* [Exercise objective] Extract all lines that hold "this" from the records below.

>>

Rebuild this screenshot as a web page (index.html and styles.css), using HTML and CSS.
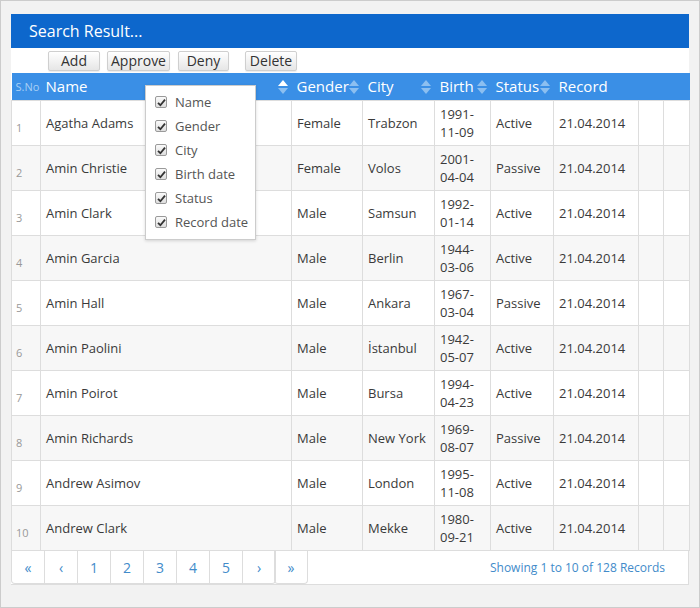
FILE: index.html
```html
<!DOCTYPE html>
<html>
<head>
<meta charset="utf-8">
<link rel="stylesheet" href="styles.css">
</head>
<body>
<div class="frame">
  <div class="panel">
    <div class="titlebar">Search Result...</div>
    <div class="toolbar">
      <button class="btn btn-add">Add</button>
      <button class="btn btn-approve">Approve</button>
      <button class="btn btn-deny">Deny</button>
      <button class="btn btn-delete">Delete</button>
    </div>
    <table class="grid">
      <colgroup>
        <col class="c-no"><col class="c-name"><col class="c-gender"><col class="c-city"><col class="c-birth"><col class="c-status"><col class="c-record"><col class="c-x1"><col class="c-x2">
      </colgroup>
      <thead>
        <tr>
          <th class="th-no"><div class="hcell">S.No</div></th>
          <th><div class="hcell"><span class="hlabel">Name</span><svg class="sort" width="10" height="14" viewBox="0 0 10 14"><polygon points="5,0 10,6 0,6" fill="#ffffff"/><polygon points="0,8 10,8 5,14" fill="#8cbff0"/></svg></div></th>
          <th><div class="hcell"><span class="hlabel">Gender</span><svg class="sort" width="10" height="14" viewBox="0 0 10 14"><polygon points="5,0 10,6 0,6" fill="#8cbff0"/><polygon points="0,8 10,8 5,14" fill="#8cbff0"/></svg></div></th>
          <th><div class="hcell"><span class="hlabel">City</span><svg class="sort" width="10" height="14" viewBox="0 0 10 14"><polygon points="5,0 10,6 0,6" fill="#8cbff0"/><polygon points="0,8 10,8 5,14" fill="#8cbff0"/></svg></div></th>
          <th><div class="hcell"><span class="hlabel">Birth date</span><svg class="sort" width="10" height="14" viewBox="0 0 10 14"><polygon points="5,0 10,6 0,6" fill="#8cbff0"/><polygon points="0,8 10,8 5,14" fill="#8cbff0"/></svg></div></th>
          <th><div class="hcell"><span class="hlabel">Status</span><svg class="sort" width="10" height="14" viewBox="0 0 10 14"><polygon points="5,0 10,6 0,6" fill="#8cbff0"/><polygon points="0,8 10,8 5,14" fill="#8cbff0"/></svg></div></th>
          <th><div class="hcell"><span class="hlabel">Record date</span></div></th>
          <th></th>
          <th></th>
        </tr>
      </thead>
      <tbody>
        <tr><td class="no">1</td><td>Agatha Adams</td><td>Female</td><td>Trabzon</td><td>1991-11-09</td><td>Active</td><td>21.04.2014</td><td></td><td></td></tr>
        <tr><td class="no">2</td><td>Amin Christie</td><td>Female</td><td>Volos</td><td>2001-04-04</td><td>Passive</td><td>21.04.2014</td><td></td><td></td></tr>
        <tr><td class="no">3</td><td>Amin Clark</td><td>Male</td><td>Samsun</td><td>1992-01-14</td><td>Active</td><td>21.04.2014</td><td></td><td></td></tr>
        <tr><td class="no">4</td><td>Amin Garcia</td><td>Male</td><td>Berlin</td><td>1944-03-06</td><td>Active</td><td>21.04.2014</td><td></td><td></td></tr>
        <tr><td class="no">5</td><td>Amin Hall</td><td>Male</td><td>Ankara</td><td>1967-03-04</td><td>Passive</td><td>21.04.2014</td><td></td><td></td></tr>
        <tr><td class="no">6</td><td>Amin Paolini</td><td>Male</td><td>İstanbul</td><td>1942-05-07</td><td>Active</td><td>21.04.2014</td><td></td><td></td></tr>
        <tr><td class="no">7</td><td>Amin Poirot</td><td>Male</td><td>Bursa</td><td>1994-04-23</td><td>Active</td><td>21.04.2014</td><td></td><td></td></tr>
        <tr><td class="no">8</td><td>Amin Richards</td><td>Male</td><td>New York</td><td>1969-08-07</td><td>Passive</td><td>21.04.2014</td><td></td><td></td></tr>
        <tr><td class="no">9</td><td>Andrew Asimov</td><td>Male</td><td>London</td><td>1995-11-08</td><td>Active</td><td>21.04.2014</td><td></td><td></td></tr>
        <tr><td class="no">10</td><td>Andrew Clark</td><td>Male</td><td>Mekke</td><td>1980-09-21</td><td>Active</td><td>21.04.2014</td><td></td><td></td></tr>
      </tbody>
    </table>
    <div class="footer">
      <div class="pager">
        <div class="pgroup">
          <span class="pitem">«</span><span class="pitem">‹</span><span class="pitem">1</span><span class="pitem">2</span><span class="pitem">3</span><span class="pitem">4</span><span class="pitem">5</span><span class="pitem">›</span>
        </div>
        <div class="pgroup">
          <span class="pitem">»</span>
        </div>
      </div>
      <div class="info">Showing 1 to 10 of 128 Records</div>
    </div>
    <div class="colmenu">
      <div class="mitem"><span class="cb"><svg width="9" height="9" viewBox="0 0 9 9"><path d="M1 4.8 L3.4 7.2 L8 1.6" fill="none" stroke="#333" stroke-width="1.8"/></svg></span>Name</div>
      <div class="mitem"><span class="cb"><svg width="9" height="9" viewBox="0 0 9 9"><path d="M1 4.8 L3.4 7.2 L8 1.6" fill="none" stroke="#333" stroke-width="1.8"/></svg></span>Gender</div>
      <div class="mitem"><span class="cb"><svg width="9" height="9" viewBox="0 0 9 9"><path d="M1 4.8 L3.4 7.2 L8 1.6" fill="none" stroke="#333" stroke-width="1.8"/></svg></span>City</div>
      <div class="mitem"><span class="cb"><svg width="9" height="9" viewBox="0 0 9 9"><path d="M1 4.8 L3.4 7.2 L8 1.6" fill="none" stroke="#333" stroke-width="1.8"/></svg></span>Birth date</div>
      <div class="mitem"><span class="cb"><svg width="9" height="9" viewBox="0 0 9 9"><path d="M1 4.8 L3.4 7.2 L8 1.6" fill="none" stroke="#333" stroke-width="1.8"/></svg></span>Status</div>
      <div class="mitem"><span class="cb"><svg width="9" height="9" viewBox="0 0 9 9"><path d="M1 4.8 L3.4 7.2 L8 1.6" fill="none" stroke="#333" stroke-width="1.8"/></svg></span>Record date</div>
    </div>
  </div>
</div>
</body>
</html>
```
FILE: styles.css
```css
* { box-sizing: border-box; }
html, body { margin: 0; padding: 0; }
body {
  font-family: "Open Sans", "Liberation Sans", sans-serif;
  color: #333;
}
.frame {
  width: 700px;
  height: 608px;
  border: 1px solid #cccccc;
  background: #f2f2f2;
  padding: 13px 10px 0 10px;
}
.panel {
  position: relative;
  width: 678px;
  background: #fff;
  border-bottom: 1px solid #dddddd;
}
.titlebar {
  height: 34px;
  background: #0d67cc;
  color: #fff;
  font-size: 16px;
  line-height: 34px;
  padding-left: 18px;
}
.toolbar {
  height: 25px;
  display: flex;
  align-items: flex-start;
  padding-top: 3px;
  padding-left: 37px;
}
.btn {
  font-family: "Open Sans", "Liberation Sans", sans-serif;
  font-size: 14px;
  color: #333;
  height: 20px;
  line-height: 18px;
  padding: 0;
  border: 1px solid #cfcfcf;
  border-radius: 2px;
  background: linear-gradient(#ffffff, #e6e6e6);
  box-shadow: 0 1px 1px rgba(0,0,0,0.08);
}
.btn-add { width: 52px; }
.btn-approve { width: 63px; margin-left: 7px; }
.btn-deny { width: 51px; margin-left: 8px; }
.btn-delete { width: 52px; margin-left: 16px; }

.grid {
  width: 678px;
  table-layout: fixed;
  border-collapse: collapse;
  font-size: 13px;
}
.c-no { width: 29px; }
.c-name { width: 251px; }
.c-gender { width: 71px; }
.c-city { width: 72px; }
.c-birth { width: 56px; }
.c-status { width: 63px; }
.c-record { width: 85px; }
.c-x1 { width: 25px; }
.c-x2 { width: 26px; }

.grid th {
  background: #3a8fe6;
  color: #fff;
  font-weight: normal;
  font-size: 15px;
  height: 27px;
  padding: 0;
  text-align: left;
  border: none;
  vertical-align: top;
}
.hcell {
  height: 27px;
  overflow: hidden;
  display: flex;
  align-items: flex-start;
  justify-content: space-between;
  padding: 2px 4px 0 5px;
  line-height: 22px;
}
.hlabel { white-space: normal; }
.th-no .hcell {
  font-size: 11px;
  color: #a9d0f5;
  padding: 3px 0 0 4px;
}
.sort { flex: none; margin-top: 5px; }

.grid td {
  border: 1px solid #dddddd;
  height: 45px;
  padding: 4px 5px;
  line-height: 18px;
  vertical-align: middle;
  color: #3a3a3a;
}
.grid tbody tr:nth-child(even) td { background: #f7f7f7; }
.grid td.no {
  font-size: 11px;
  color: #999;
  padding: 10px 0 0 4px;
}

.footer {
  height: 33px;
  display: flex;
  justify-content: space-between;
  align-items: center;
  border-right: 1px solid #dddddd;
}
.pager { display: flex; height: 33px; }
.pgroup { display: flex; }
.pgroup + .pgroup { margin-left: -1px; }
.pitem {
  width: 34px;
  height: 33px;
  display: flex;
  align-items: center;
  justify-content: center;
  font-size: 14px;
  color: #428bca;
  border: 1px solid #dddddd;
  border-top: none;
  margin-left: -1px;
}
.pgroup:first-child .pitem:first-child { margin-left: 0; }
.pitem:first-child { border-bottom-left-radius: 4px; }
.pitem:last-child { border-bottom-right-radius: 4px; }
.info {
  font-size: 12px;
  color: #428bca;
  padding-right: 23px;
}
.colmenu {
  position: absolute;
  left: 134px;
  top: 71px;
  width: 111px;
  height: 155px;
  background: #fff;
  border: 1px solid #cccccc;
  box-shadow: 0 1px 3px rgba(0,0,0,0.15);
  padding: 4px 0 0 9px;
}
.mitem {
  height: 24px;
  display: flex;
  align-items: center;
  font-size: 13px;
  color: #555;
}
.cb {
  width: 12px;
  height: 12px;
  border: 1px solid #9a9a9a;
  border-radius: 2px;
  background: linear-gradient(#fafafa, #dedede);
  display: flex;
  align-items: center;
  justify-content: center;
  margin-right: 8px;
}
```
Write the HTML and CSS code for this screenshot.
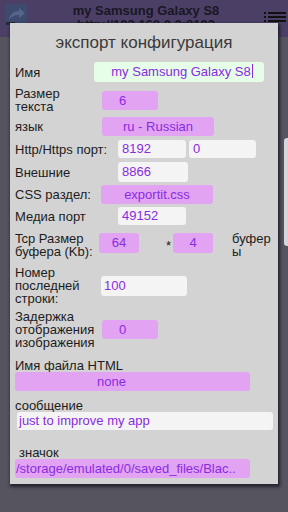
FILE: index.html
```html
<!DOCTYPE html>
<html lang="ru">
<head>
<meta charset="utf-8">
<link rel="stylesheet" href="styles.css">
</head>
<body>
<div class="screen">
  <header class="bar">
    <svg class="app-icon" width="24" height="24" viewBox="0 0 24 24">
      <rect x="1" y="1" width="22" height="22" rx="3" fill="#3f4b6e"/>
      <path d="M5 17 C6 11 10 8 15 8 L15 5 L21 10 L15 15 L15 12 C11 12 8 13 5 17 Z" fill="#56658c"/>
      <rect x="2" y="19" width="9" height="3" fill="#262a36"/>
    </svg>
    <div class="bar-title">
      <div class="bar-name">my Samsung Galaxy S8</div>
      <div class="bar-url">http://192.168.0.2:8192</div>
    </div>
    <svg class="menu-icon" width="22" height="12" viewBox="0 0 22 12">
      <rect x="0" y="0" width="2" height="2" fill="#111"/>
      <rect x="4" y="0" width="18" height="2" fill="#111"/>
      <rect x="0" y="4" width="2" height="2" fill="#111"/>
      <rect x="4" y="4" width="18" height="2" fill="#111"/>
      <rect x="0" y="8" width="2" height="2" fill="#111"/>
      <rect x="4" y="8" width="18" height="2" fill="#111"/>
    </svg>
  </header>
  <div class="content">
    <div class="side-card"></div>
  </div>

  <div class="dialog">
    <div class="dlg-title">экспорт конфигурация</div>

    <div class="row r-name">
      <div class="lbl w79">Имя</div>
      <div class="field green wide">my Samsung Galaxy S8<span class="caret"></span></div>
    </div>

    <div class="row r-size">
      <div class="lbl w87">Размер<br>текста</div>
      <div class="field purple small pad-l">6</div>
    </div>

    <div class="row r-lang">
      <div class="lbl w87">язык</div>
      <div class="field purple mid">ru - Russian</div>
    </div>

    <div class="row r-http">
      <div class="lbl w103">Http/Https порт:</div>
      <div class="field white port">8192</div>
      <div class="field white port2">0</div>
    </div>

    <div class="row r-ext">
      <div class="lbl w103">Внешние</div>
      <div class="field white port tall">8866</div>
    </div>

    <div class="row r-css">
      <div class="lbl w86">CSS раздел:</div>
      <div class="field purple mid">exportit.css</div>
    </div>

    <div class="row r-media">
      <div class="lbl w103">Медиа порт</div>
      <div class="field white port">49152</div>
    </div>

    <div class="row r-tcp">
      <div class="lbl w84">Tcp Размер<br>буфера (Kb):</div>
      <div class="field purple buf">64</div>
      <div class="star">*</div>
      <div class="field purple buf">4</div>
      <div class="lbl unit">буфер<br>ы</div>
    </div>

    <div class="row r-line">
      <div class="lbl w86">Номер<br>последней<br>строки:</div>
      <div class="field white line">100</div>
    </div>

    <div class="row r-delay">
      <div class="lbl w87">Задержка<br>отображения<br>изображения</div>
      <div class="field purple small pad-l">0</div>
    </div>

    <div class="block r-html">
      <div class="lbl">Имя файла HTML</div>
      <div class="field purple long none">none</div>
    </div>

    <div class="block r-msg">
      <div class="lbl">сообщение</div>
      <div class="field white msg">just to improve my app</div>
    </div>

    <div class="block r-icon">
      <div class="lbl indent">значок</div>
      <div class="field purple long path">/storage/emulated/0/saved_files/Blac..</div>
    </div>
  </div>
</div>
</body>
</html>
```
FILE: styles.css
```css
* { box-sizing: border-box; }
html, body { margin: 0; padding: 0; }
body {
  width: 288px;
  height: 512px;
  overflow: hidden;
  font-family: "Liberation Sans", Arial, sans-serif;
  background: #55545f;
}
.screen {
  position: relative;
  width: 288px;
  height: 512px;
  display: flex;
  flex-direction: column;
}
.bar {
  height: 37px;
  background: #4b3f66;
  display: flex;
  align-items: flex-start;
  padding: 3px 4px 0 4px;
}
.app-icon { flex: none; }
.bar-title {
  flex: 1;
  text-align: center;
  color: #1a1724;
  font-size: 13px;
  line-height: 14px;
  padding-top: 1px;
}
.bar-name { font-weight: bold; }
.bar-url { font-weight: bold; }
.menu-icon { flex: none; margin-top: 9px; margin-right: -2px; }
.content {
  flex: 1;
  background: #55545f;
  position: relative;
}
.side-card {
  position: absolute;
  right: 0;
  top: 101px;
  width: 4px;
  height: 108px;
  background: #d6d6da;
  border-radius: 3px 0 0 3px;
}

.dialog {
  position: absolute;
  left: 10px;
  top: 23px;
  width: 268px;
  height: 461px;
  background: #d3d3d3;
  box-shadow: 1px 2px 3px 1px rgba(20, 20, 28, 0.75);
  padding: 0 0 0 5px;
  color: #1c1c1c;
  font-size: 13px;
}
.dlg-title {
  text-align: center;
  font-size: 17px;
  color: #3a3a3a;
  height: 39px;
  line-height: 40px;
  padding-right: 5px;
}
.row {
  display: flex;
  align-items: center;
}
.lbl {
  flex: none;
  line-height: 13px;
  color: #1c1c1c;
}
.w79 { width: 79px; }
.w84 { width: 84px; }
.w86 { width: 86px; }
.w87 { width: 87px; }
.w103 { width: 103px; }

.field {
  flex: none;
  height: 19px;
  line-height: 19px;
  border-radius: 3px;
  color: #8a2be2;
  font-size: 13px;
  white-space: nowrap;
  overflow: hidden;
}
.green { background: #e6fde7; }
.purple { background: #e2a3f2; }
.white { background: #f4f4f4; }

.wide { width: 170px; height: 20px; line-height: 20px; text-align: center; position: relative; padding-left: 6px; }
.caret {
  display: inline-block;
  width: 1px;
  height: 14px;
  background: #8a2be2;
  vertical-align: -2px;
  margin-left: 1px;
}
.small { width: 56px; }
.pad-l { padding-left: 17px; }
.mid { width: 112px; text-align: center; }
.port { width: 68px; padding-left: 4px; height: 18px; line-height: 18px; }
.port2 { width: 67px; margin-left: 3px; padding-left: 4px; height: 18px; line-height: 18px; }
.tall { width: 70px; height: 20px; line-height: 20px; }
.buf { width: 40px; height: 20px; line-height: 20px; text-align: center; align-self: flex-start; margin-top: 1px; }
.star { width: 34px; text-align: right; padding-right: 2px; font-size: 13px; padding-top: 6px; color: #1c1c1c; }
.unit { margin-left: 19px; align-self: flex-start; }
.line { width: 86px; height: 20px; line-height: 20px; padding-left: 3px; }

.r-name { margin-top: 0; }
.r-size { margin-top: 5px; }
.r-lang { margin-top: 4px; }
.r-http { margin-top: 4px; }
.r-ext { margin-top: 4px; }
.r-css { margin-top: 3px; }
.r-media { margin-top: 3px; }
.r-tcp { margin-top: 7px; align-items: flex-start; }
.r-line { margin-top: 8px; }
.r-delay { margin-top: 5px; }

.block { display: flex; flex-direction: column; align-items: flex-start; }
.r-html { margin-top: 10px; }
.r-msg { margin-top: 8px; }
.r-icon { margin-top: 16px; }
.long { width: 235px; }
.none { padding-left: 82px; }
.msg { width: 256px; margin-left: 2px; height: 18px; line-height: 18px; padding-left: 2px; }
.indent { padding-left: 4px; }
.path { padding-left: 1px; }
```
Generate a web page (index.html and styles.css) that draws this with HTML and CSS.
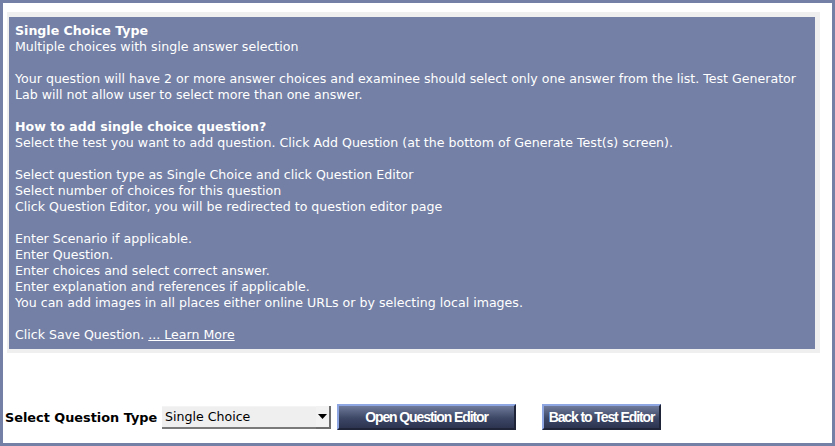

<<

* [Problem solution]
Rebuild this screenshot as a web page (index.html and styles.css), using HTML and CSS.
Write the HTML and CSS code for this screenshot.
Generate a web page (index.html and styles.css) that draws this with HTML and CSS.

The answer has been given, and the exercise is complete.